Case Details


CAFA, Parens Patriae

Filing State



U.S. Supreme Court




Mississippi ex rel. Hood v. AU Optronics, 571 U.S. ___ (2014).


the Class Action Fairness Act (CAFA), which allows defendants in “mass actions” in state court to remove those cases to federal court, does not apply where the state is the sole named plaintiff.

Case Description

The state of Mississippi brought a case in state court against manufacturers of liquid crystal display panels (LCDs), alleging violations of the state’s antitrust laws and seeking injunctive relief, civil penalties and restitution for itself and its citizens. Defendants (respondents in the Supreme Court) removed the case to federal court, alleging that it was a “mass action” as defined by the Class Action Fairness Act (CAFA). Respondents argued that CAFA’s mass action provision should cover a case where claims were brought by fewer than 100 named plaintiffs, but more than 100 unnamed persons are real parties in interest as beneficiaries to those claims.
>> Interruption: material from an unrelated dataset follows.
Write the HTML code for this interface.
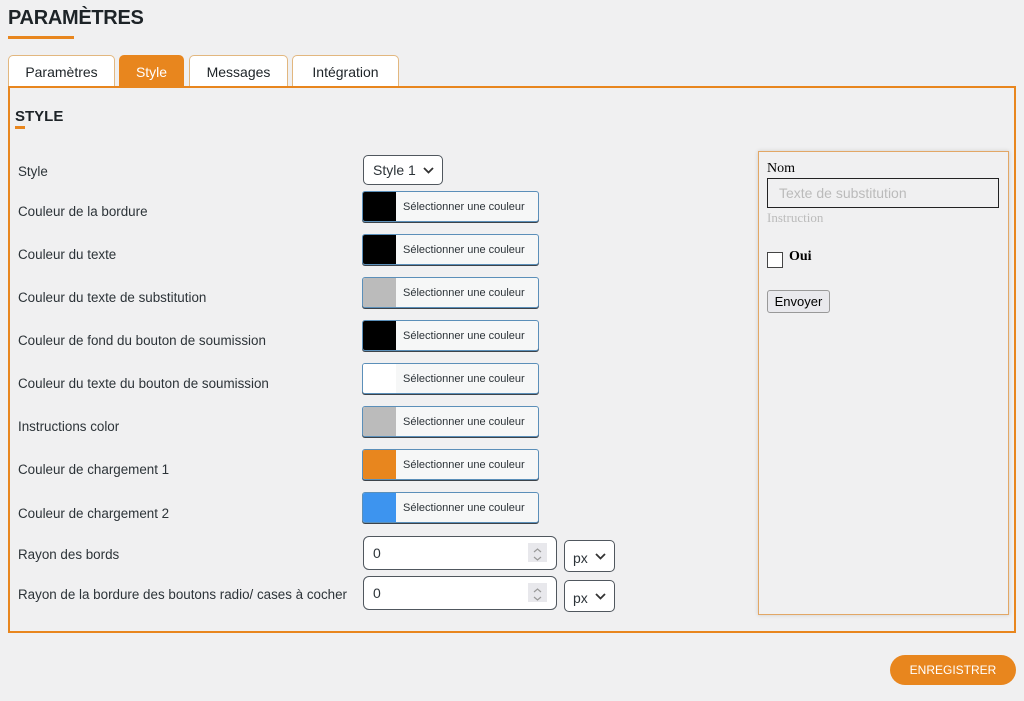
<!DOCTYPE html>
<html><head><meta charset="utf-8"><style>
*{box-sizing:border-box}
body{margin:0;width:1024px;height:701px;background:#f0f0f1;font-family:"Liberation Sans",sans-serif;color:#2c3338;position:relative;overflow:hidden}
.abs{position:absolute}
h1{position:absolute;left:8px;top:7px;margin:0;font-size:20px;font-weight:bold;color:#1d2327;letter-spacing:-0.3px}
.tab{position:absolute;top:55px;height:32px;border:1px solid #e2b77f;border-bottom:none;border-radius:5px 5px 0 0;background:#fff;font-size:14px;text-align:center;line-height:33px;color:#1d2327}
.panel{position:absolute;left:8px;top:86px;width:1008px;height:547px;border:2px solid #e8861e}
.lbl{position:absolute;left:18px;font-size:13.4px;color:#2c3338}
.cp{position:absolute;left:362px;width:177px;height:31px;border:1px solid #5b8fb9;border-radius:3px;background:#f6f7f7;box-shadow:0 1px 0 #3c434a;font-size:11px;color:#2c3338;line-height:30px;overflow:hidden;white-space:nowrap}
.cp i{display:inline-block;width:33px;height:100%;vertical-align:top;margin-right:7px}
.sel{position:absolute;border:1px solid #50575e;border-radius:5px;background:#fff;font-size:14px;padding-left:9px;line-height:28px;color:#2c3338}
.sel svg{position:absolute;right:8px;top:50%;margin-top:-3px}
.num{position:absolute;left:363px;width:194px;height:34px;border:1px solid #50575e;border-radius:6px;background:#fff;font-size:14px;padding-left:9px;line-height:32px}
.spin{position:absolute;right:9px;top:6px;width:19px;height:19px;background:#e8e8ec}
</style></head><body>
<h1>PARAMÈTRES</h1>
<div class="abs" style="left:8px;top:36px;width:66px;height:3px;background:#e8861e"></div>
<div class="tab" style="left:8px;width:107px">Paramètres</div>
<div class="tab" style="left:119px;width:65px;background:#e8861e;border-color:#e8861e;color:#fff">Style</div>
<div class="tab" style="left:189px;width:99px">Messages</div>
<div class="tab" style="left:292px;width:107px">Intégration</div>
<div class="panel"></div>
<div class="abs" style="left:15px;top:108px;font-size:15px;font-weight:bold;color:#1d2327">STYLE</div>
<div class="abs" style="left:15px;top:126px;width:10px;height:3px;background:#e8861e"></div>

<div class="lbl" style="top:164px">Style</div>
<div class="lbl" style="top:204px">Couleur de la bordure</div>
<div class="lbl" style="top:247px">Couleur du texte</div>
<div class="lbl" style="top:290px">Couleur du texte de substitution</div>
<div class="lbl" style="top:333px">Couleur de fond du bouton de soumission</div>
<div class="lbl" style="top:376px">Couleur du texte du bouton de soumission</div>
<div class="lbl" style="top:419px">Instructions color</div>
<div class="lbl" style="top:462px">Couleur de chargement 1</div>
<div class="lbl" style="top:506px">Couleur de chargement 2</div>
<div class="lbl" style="top:547px">Rayon des bords</div>
<div class="lbl" style="top:587px">Rayon de la bordure des boutons radio/ cases à cocher</div>

<div class="sel" style="left:363px;top:155px;width:80px;height:30px">Style 1<svg width="11" height="7" viewBox="0 0 11 7"><path d="M1 1l4.5 4.5L10 1" fill="none" stroke="#333" stroke-width="1.8"/></svg></div>
<div class="cp" style="top:191px"><i style="background:#000"></i>Sélectionner une couleur</div>
<div class="cp" style="top:234px"><i style="background:#000"></i>Sélectionner une couleur</div>
<div class="cp" style="top:277px"><i style="background:#bbb"></i>Sélectionner une couleur</div>
<div class="cp" style="top:320px"><i style="background:#000"></i>Sélectionner une couleur</div>
<div class="cp" style="top:363px"><i style="background:#fff"></i>Sélectionner une couleur</div>
<div class="cp" style="top:406px"><i style="background:#bbb"></i>Sélectionner une couleur</div>
<div class="cp" style="top:449px"><i style="background:#e8861e"></i>Sélectionner une couleur</div>
<div class="cp" style="top:492px"><i style="background:#3d94ef"></i>Sélectionner une couleur</div>

<div class="num" style="top:536px">0<div class="spin"><svg width="19" height="19" viewBox="0 0 19 19"><path d="M6 7l3.5-3 3.5 3M6 12l3.5 3 3.5-3" fill="none" stroke="#999" stroke-width="1.2"/></svg></div></div>
<div class="num" style="top:576px">0<div class="spin"><svg width="19" height="19" viewBox="0 0 19 19"><path d="M6 7l3.5-3 3.5 3M6 12l3.5 3 3.5-3" fill="none" stroke="#999" stroke-width="1.2"/></svg></div></div>
<div class="sel" style="left:564px;top:540px;width:51px;height:32px;line-height:34px;padding-left:8px">px<svg width="11" height="7" viewBox="0 0 11 7"><path d="M1 1l4.5 4.5L10 1" fill="none" stroke="#333" stroke-width="1.8"/></svg></div>
<div class="sel" style="left:564px;top:580px;width:51px;height:32px;line-height:34px;padding-left:8px">px<svg width="11" height="7" viewBox="0 0 11 7"><path d="M1 1l4.5 4.5L10 1" fill="none" stroke="#333" stroke-width="1.8"/></svg></div>

<div class="abs" style="left:758px;top:151px;width:251px;height:464px;border:1px solid #e2a766;box-shadow:0 0 4px rgba(0,0,0,.15);font-family:'Liberation Serif',serif">
  <div class="abs" style="left:8px;top:9px;font-size:14px;color:#000">Nom</div>
  <div class="abs" style="left:8px;top:26px;width:232px;height:30px;border:1px solid #222;font-family:'Liberation Sans',sans-serif;font-size:14px;color:#bbb;padding-left:11px;line-height:29px">Texte de substitution</div>
  <div class="abs" style="left:8px;top:58px;font-size:13px;color:#bbb">Instruction</div>
  <div class="abs" style="left:8px;top:100px;width:16px;height:16px;border:1px solid #444;background:#fff"></div>
  <div class="abs" style="left:30px;top:97px;font-size:14px;color:#000;font-weight:bold">Oui</div>
  <div class="abs" style="left:8px;top:138px;width:63px;height:23px;border:1px solid #999;border-radius:3px;background:#e9e9ed;font-family:'Liberation Sans',sans-serif;font-size:13px;text-align:center;line-height:21px;color:#000">Envoyer</div>
</div>

<div class="abs" style="left:890px;top:655px;width:126px;height:30px;border-radius:15px;background:#e8861e;color:#fff;font-size:12px;text-align:center;line-height:30px">ENREGISTRER</div>
</body></html>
The Supreme Court disagreed, noting that Congress could have used the phrase “named or unnamed real parties in interest” rather than “persons” if it intended to cover real parties in interest. Congress’ repeated use of the word “plaintiffs” refers to “actual named parties—a concept inherently at odds with the background inquiry into unnamed real parties in interest, who by definition are never plaintiffs.”